Utility commission responses. Even without legislation, state PUCs may issue guidance on how they'll treat off-grid large loads. Some may welcome the capacity relief. Others may defend service territory rights.

FERC's position. The bill explicitly removes FERC jurisdiction over CREUs, but FERC Commissioners have been vocal about grid reliability concerns. Expect comments from current Commissioners on whether this bill helps or hurts their reliability mandate.

The Arkansas facilities. AVAIO Digital announced a 1-gigawatt data center project in Little Rock, which would consume over 5% of Arkansas's entire electric capacity. Google is building in West Memphis with Entergy supplying power via a $1.6 billion solar project. These projects will test whether the DATA Act's framework works in practice in Cotton's home state.

Practical Takeaways

Evaluate your interconnection queue position. If you're facing a multi-year wait for grid connection, model the off-grid alternative. The DATA Act changes the federal regulatory equation, but not the capital or operational requirements.

Map your state's utility law. Federal exemption isn't enough if state law grants your local utility exclusive service rights. Check whether your state has passed or is considering off-grid provider legislation.

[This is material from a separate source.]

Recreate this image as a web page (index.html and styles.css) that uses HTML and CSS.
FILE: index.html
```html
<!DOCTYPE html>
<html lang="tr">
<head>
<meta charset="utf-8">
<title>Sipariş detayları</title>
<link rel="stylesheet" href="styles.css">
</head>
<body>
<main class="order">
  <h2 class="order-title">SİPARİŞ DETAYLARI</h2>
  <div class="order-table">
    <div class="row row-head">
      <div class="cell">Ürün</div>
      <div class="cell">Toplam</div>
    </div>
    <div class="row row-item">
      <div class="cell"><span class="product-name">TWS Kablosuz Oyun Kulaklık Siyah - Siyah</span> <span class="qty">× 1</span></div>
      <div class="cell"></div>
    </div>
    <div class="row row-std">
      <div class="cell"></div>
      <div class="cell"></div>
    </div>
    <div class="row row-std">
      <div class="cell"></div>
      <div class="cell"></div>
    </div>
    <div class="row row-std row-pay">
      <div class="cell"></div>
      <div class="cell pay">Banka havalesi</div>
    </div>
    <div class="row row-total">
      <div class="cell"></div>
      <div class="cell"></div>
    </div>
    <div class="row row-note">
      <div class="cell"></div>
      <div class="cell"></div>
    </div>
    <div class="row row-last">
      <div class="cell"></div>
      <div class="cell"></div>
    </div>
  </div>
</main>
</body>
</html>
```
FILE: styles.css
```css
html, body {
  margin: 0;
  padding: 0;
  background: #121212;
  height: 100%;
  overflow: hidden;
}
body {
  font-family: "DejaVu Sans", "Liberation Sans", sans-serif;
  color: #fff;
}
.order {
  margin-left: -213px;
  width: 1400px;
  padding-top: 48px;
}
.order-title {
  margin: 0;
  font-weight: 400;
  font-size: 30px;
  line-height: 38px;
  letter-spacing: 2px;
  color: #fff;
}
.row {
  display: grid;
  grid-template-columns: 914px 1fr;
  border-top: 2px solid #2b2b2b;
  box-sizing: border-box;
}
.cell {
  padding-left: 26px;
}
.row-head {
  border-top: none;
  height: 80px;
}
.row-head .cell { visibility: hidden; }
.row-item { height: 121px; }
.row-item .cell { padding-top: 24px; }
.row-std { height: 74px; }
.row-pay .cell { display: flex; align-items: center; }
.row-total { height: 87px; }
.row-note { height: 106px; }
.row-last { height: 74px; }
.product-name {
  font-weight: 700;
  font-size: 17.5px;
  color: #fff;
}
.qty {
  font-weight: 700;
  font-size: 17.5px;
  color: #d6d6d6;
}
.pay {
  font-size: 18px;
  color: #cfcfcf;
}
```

Engage with your utility early. Some utilities may prefer off-grid solutions to adding load they can't serve. Others will fight it. Understanding your utility's position before committing to a strategy saves time.

Update your power supply diligence framework. For M&A transactions involving data centers, add CREU eligibility and state regulatory status to your checklist. The power strategy is now a material term.

Budget for generation assets, not just power costs. Off-grid means owning or contracting for generation. That's a different capital structure than paying utility rates. Your finance team needs to model the full cost, including fuel, maintenance, and replacement cycles.

Watch for air quality permitting issues. Gas turbines can be permitted faster than grid interconnection, but they still require local air permits. Factor that into your timeline estimates.

The DATA Act offers data centers a new path, but it's not a shortcut. Federal exemption is only part of the equation. The real question is whether states will follow, and whether off-grid economics work for your specific project.

Disclaimer: This article is provided for informational purposes only and does not constitute legal advice. The information contained herein should not be relied upon as legal advice and readers are encouraged to seek the advice of legal counsel. The views expressed in this article are solely those of the author and do not necessarily reflect the views of Consilium Law LLC.